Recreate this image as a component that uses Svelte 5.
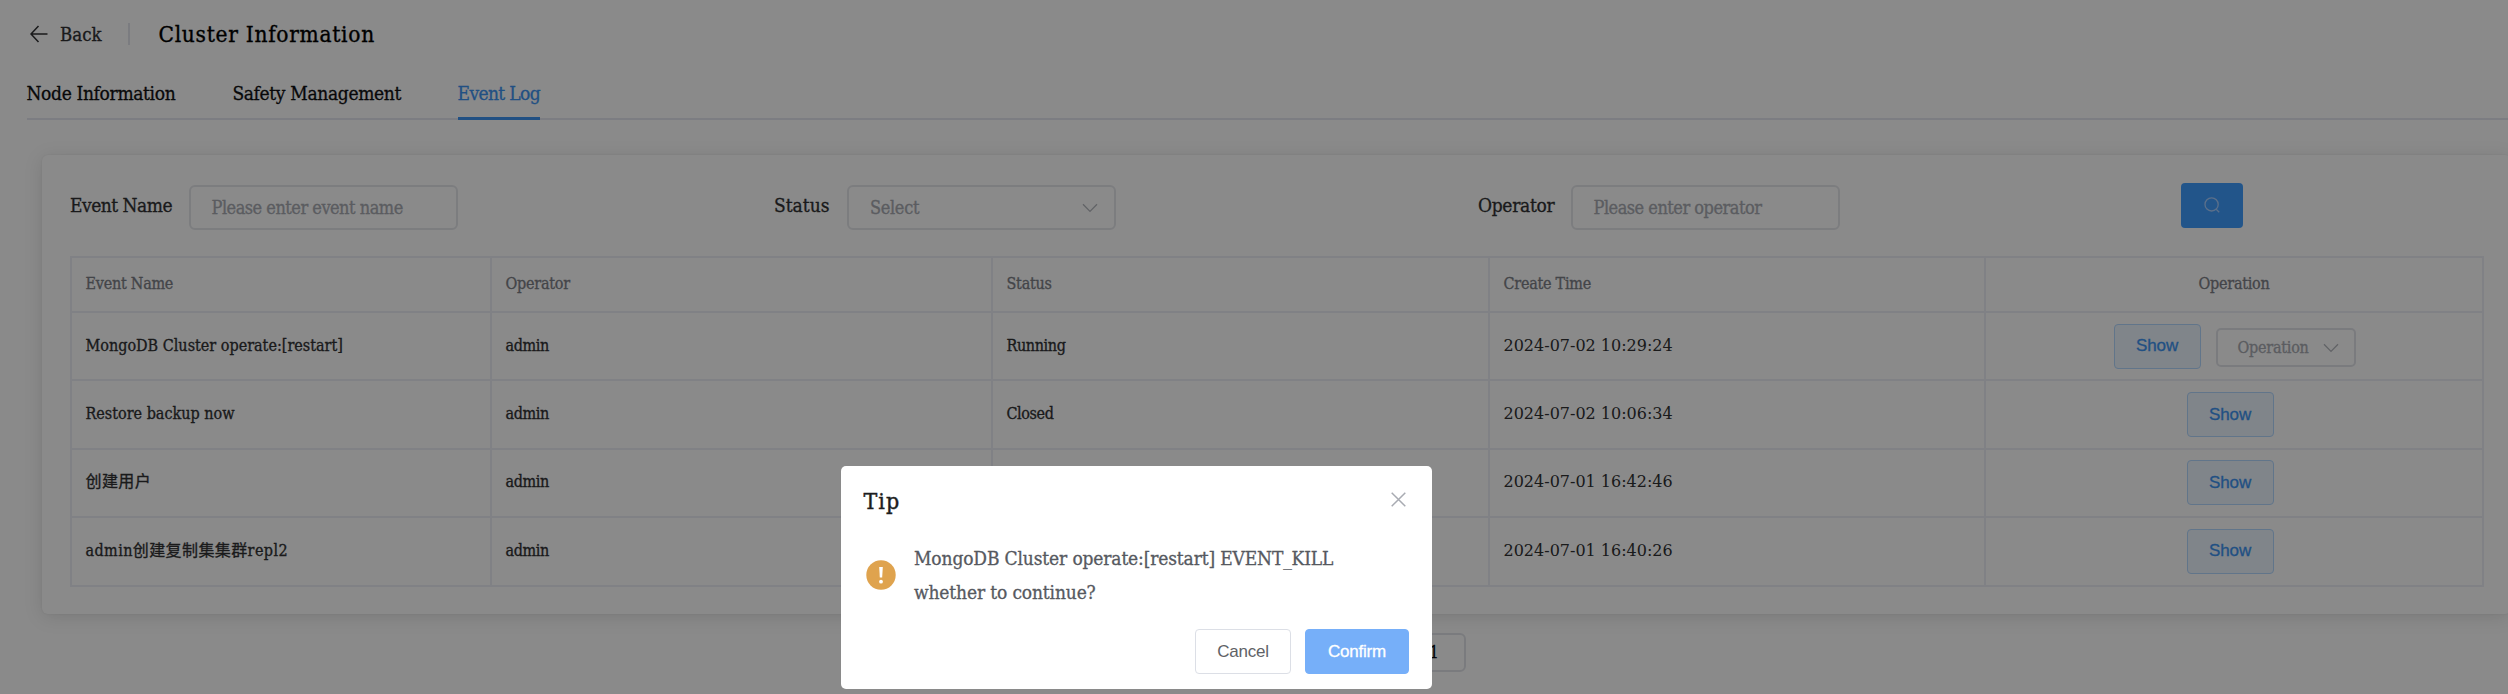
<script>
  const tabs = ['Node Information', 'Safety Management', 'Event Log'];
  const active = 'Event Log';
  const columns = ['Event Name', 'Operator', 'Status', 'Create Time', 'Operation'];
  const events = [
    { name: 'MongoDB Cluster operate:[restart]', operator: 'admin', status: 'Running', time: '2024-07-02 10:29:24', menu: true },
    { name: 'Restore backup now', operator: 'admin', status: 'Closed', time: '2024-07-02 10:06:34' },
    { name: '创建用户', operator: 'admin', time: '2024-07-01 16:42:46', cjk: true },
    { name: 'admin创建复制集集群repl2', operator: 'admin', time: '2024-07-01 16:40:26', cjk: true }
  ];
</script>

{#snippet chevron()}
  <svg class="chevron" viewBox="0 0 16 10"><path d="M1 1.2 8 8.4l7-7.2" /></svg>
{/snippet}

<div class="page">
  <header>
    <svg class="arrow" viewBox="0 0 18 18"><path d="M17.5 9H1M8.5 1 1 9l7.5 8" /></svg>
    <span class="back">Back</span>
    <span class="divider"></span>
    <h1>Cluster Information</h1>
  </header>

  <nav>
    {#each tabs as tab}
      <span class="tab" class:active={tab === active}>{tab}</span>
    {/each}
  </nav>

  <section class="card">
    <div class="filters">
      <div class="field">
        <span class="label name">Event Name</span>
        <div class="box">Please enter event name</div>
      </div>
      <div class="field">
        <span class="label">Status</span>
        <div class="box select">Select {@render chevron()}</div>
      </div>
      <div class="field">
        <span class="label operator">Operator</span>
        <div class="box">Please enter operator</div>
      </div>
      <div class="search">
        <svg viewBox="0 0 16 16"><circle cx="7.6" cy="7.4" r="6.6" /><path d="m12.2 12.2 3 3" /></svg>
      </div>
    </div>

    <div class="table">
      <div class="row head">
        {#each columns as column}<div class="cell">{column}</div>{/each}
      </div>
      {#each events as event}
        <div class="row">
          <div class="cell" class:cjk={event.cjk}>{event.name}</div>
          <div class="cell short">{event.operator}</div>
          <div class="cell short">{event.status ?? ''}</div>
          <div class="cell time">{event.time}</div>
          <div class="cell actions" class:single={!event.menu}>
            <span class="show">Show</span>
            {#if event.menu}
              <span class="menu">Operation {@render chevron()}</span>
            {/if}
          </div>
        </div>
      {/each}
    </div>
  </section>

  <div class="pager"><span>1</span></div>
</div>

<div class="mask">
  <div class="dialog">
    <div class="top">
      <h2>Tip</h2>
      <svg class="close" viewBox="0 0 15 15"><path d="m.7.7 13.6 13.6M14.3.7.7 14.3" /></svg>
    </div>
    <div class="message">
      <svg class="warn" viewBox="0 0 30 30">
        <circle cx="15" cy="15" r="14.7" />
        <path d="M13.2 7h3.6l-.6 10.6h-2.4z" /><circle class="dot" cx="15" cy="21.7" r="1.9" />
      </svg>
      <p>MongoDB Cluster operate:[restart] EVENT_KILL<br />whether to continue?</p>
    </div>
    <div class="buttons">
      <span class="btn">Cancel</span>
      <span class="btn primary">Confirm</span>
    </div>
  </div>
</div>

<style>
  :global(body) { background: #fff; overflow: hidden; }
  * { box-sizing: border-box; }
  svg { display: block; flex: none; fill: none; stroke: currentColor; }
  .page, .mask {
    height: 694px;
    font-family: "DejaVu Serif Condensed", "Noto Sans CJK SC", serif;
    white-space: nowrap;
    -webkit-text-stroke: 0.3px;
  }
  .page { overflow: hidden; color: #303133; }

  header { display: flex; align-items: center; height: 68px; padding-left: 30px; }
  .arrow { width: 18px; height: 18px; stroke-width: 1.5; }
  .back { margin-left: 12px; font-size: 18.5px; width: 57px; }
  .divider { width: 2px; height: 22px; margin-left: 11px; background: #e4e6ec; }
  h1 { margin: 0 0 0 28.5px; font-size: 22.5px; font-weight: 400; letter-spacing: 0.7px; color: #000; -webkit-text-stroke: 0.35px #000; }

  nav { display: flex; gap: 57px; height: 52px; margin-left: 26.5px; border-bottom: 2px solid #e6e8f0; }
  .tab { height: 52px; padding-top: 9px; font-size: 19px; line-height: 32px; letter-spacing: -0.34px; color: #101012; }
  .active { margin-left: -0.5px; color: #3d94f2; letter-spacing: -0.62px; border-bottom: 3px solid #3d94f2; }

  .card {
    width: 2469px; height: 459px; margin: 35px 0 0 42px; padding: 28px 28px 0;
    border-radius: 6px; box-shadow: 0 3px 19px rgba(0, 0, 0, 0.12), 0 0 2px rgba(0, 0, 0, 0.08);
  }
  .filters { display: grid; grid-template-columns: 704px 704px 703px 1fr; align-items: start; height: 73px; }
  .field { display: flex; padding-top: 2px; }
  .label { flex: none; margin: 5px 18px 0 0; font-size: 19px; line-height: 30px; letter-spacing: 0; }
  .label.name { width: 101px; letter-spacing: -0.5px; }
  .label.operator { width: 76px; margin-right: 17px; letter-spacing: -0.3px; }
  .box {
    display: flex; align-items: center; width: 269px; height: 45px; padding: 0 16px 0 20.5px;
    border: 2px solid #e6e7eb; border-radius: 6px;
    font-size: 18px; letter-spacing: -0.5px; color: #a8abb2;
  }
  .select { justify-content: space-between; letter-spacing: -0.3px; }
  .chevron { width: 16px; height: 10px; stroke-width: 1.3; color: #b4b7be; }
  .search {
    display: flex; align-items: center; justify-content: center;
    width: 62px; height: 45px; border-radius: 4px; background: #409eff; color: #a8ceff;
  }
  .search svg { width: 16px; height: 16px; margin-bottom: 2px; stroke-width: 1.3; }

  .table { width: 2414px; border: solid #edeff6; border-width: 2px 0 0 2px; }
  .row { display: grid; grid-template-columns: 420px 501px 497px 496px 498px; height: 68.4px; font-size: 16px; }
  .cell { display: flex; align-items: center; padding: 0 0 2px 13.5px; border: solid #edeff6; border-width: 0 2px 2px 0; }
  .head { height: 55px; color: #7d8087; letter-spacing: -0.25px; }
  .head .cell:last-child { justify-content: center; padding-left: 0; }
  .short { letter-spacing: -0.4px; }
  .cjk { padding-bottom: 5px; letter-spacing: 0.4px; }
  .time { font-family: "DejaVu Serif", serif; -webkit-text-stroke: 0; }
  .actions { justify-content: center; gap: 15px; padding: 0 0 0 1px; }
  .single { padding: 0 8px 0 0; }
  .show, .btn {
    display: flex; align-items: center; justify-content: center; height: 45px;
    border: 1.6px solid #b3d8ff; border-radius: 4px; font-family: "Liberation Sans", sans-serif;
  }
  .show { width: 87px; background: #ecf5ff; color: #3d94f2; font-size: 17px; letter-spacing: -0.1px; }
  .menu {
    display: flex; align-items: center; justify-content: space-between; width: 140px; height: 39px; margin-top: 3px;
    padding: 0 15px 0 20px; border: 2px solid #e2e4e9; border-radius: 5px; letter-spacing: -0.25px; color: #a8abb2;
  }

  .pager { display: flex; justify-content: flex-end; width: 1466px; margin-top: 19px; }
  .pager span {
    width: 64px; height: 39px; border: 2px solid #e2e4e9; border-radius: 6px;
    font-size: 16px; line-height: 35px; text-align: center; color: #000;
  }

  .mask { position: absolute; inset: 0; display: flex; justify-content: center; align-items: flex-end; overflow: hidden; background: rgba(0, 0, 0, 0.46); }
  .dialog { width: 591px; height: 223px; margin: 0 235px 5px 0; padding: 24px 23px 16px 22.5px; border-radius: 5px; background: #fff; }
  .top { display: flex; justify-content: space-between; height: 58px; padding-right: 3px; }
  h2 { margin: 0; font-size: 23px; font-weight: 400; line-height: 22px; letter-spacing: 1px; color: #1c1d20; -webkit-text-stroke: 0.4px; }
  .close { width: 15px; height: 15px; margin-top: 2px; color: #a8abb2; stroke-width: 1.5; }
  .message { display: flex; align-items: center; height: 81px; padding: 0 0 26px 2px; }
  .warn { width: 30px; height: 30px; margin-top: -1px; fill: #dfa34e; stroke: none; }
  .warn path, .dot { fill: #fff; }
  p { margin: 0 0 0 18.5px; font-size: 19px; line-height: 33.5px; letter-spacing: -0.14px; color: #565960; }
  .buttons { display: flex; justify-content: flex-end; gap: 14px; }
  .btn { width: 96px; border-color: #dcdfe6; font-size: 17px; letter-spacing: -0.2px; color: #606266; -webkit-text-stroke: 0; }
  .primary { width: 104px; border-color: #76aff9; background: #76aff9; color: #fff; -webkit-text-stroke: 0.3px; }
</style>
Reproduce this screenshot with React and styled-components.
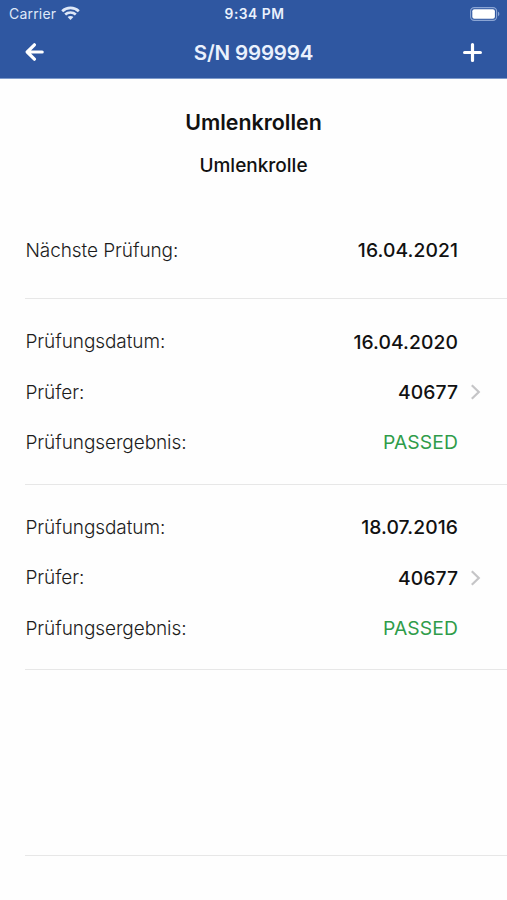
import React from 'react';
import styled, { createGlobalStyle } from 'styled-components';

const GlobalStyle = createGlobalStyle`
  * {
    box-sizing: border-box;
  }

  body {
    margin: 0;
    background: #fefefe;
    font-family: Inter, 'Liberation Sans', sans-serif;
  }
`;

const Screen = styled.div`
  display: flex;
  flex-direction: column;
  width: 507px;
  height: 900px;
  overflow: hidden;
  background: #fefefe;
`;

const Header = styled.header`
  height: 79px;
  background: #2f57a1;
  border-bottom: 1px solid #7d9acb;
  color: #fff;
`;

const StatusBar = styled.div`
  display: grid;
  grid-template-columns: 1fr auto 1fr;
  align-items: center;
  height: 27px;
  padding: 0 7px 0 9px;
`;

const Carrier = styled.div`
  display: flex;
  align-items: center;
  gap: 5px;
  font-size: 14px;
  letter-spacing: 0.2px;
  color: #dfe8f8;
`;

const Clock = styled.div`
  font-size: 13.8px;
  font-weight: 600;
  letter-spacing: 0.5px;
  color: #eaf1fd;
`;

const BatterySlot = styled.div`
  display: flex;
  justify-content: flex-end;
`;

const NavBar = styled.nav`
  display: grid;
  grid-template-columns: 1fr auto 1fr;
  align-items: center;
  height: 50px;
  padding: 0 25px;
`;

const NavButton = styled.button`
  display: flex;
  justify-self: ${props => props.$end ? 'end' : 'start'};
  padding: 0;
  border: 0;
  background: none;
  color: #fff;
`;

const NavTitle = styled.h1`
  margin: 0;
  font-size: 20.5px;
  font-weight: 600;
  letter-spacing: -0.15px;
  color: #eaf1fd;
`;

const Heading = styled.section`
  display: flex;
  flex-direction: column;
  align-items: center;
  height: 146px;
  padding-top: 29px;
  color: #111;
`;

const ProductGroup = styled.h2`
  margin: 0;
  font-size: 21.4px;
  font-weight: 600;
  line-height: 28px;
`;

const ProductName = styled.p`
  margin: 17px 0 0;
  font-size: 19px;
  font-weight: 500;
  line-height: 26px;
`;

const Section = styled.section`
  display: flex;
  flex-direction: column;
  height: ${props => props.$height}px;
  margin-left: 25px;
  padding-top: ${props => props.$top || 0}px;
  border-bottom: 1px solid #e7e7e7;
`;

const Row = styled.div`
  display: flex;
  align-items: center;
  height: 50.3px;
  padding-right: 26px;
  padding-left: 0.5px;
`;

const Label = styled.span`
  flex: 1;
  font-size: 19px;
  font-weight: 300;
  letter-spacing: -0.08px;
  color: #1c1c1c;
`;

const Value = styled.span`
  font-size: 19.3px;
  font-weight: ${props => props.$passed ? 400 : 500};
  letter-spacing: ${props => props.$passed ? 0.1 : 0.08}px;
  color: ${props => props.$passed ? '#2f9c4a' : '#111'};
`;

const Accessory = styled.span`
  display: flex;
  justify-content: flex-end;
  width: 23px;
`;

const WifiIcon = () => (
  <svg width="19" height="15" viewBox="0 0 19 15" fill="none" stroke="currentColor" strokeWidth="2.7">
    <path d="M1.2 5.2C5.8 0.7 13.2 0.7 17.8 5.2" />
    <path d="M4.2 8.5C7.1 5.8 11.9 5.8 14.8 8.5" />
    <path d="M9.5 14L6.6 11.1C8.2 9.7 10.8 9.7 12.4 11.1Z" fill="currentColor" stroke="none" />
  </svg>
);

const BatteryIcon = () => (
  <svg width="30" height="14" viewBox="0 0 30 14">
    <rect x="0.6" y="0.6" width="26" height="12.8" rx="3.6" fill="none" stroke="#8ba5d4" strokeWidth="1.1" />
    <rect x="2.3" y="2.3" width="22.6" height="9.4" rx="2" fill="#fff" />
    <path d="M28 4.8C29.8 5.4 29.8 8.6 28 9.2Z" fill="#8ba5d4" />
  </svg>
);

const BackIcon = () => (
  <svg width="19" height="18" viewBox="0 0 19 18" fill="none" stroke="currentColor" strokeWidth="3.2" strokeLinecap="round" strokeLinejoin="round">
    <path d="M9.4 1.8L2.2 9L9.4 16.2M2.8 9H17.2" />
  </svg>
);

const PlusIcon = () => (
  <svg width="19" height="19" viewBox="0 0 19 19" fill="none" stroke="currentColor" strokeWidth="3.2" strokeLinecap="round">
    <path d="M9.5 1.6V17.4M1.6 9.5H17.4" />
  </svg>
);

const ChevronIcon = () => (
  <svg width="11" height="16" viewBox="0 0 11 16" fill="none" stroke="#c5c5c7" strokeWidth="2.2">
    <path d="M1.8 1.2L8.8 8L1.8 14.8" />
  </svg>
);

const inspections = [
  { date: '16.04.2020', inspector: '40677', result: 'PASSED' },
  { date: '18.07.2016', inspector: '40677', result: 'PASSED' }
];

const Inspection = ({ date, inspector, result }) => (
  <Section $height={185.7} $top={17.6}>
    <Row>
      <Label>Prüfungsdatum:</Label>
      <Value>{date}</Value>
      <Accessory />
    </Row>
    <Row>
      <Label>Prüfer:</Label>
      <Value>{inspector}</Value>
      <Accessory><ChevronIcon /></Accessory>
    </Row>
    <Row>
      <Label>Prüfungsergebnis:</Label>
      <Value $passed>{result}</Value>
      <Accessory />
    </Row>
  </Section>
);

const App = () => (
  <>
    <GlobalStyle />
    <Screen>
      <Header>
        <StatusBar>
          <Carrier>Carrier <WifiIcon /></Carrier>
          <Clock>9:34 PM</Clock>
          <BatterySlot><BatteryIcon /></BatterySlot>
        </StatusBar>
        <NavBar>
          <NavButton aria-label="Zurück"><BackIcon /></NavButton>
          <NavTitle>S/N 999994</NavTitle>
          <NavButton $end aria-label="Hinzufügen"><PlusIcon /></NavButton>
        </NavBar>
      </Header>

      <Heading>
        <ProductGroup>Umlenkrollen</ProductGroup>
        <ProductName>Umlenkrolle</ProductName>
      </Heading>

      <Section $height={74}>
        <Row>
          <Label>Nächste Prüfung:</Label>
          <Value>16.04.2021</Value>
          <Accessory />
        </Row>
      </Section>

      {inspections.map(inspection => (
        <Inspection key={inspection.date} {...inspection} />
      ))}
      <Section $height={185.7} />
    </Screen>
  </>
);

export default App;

Task description
Copy all lines from the material that hold "React".

Completed task
Reproduce this screenshot with React and styled-components.
import React from 'react';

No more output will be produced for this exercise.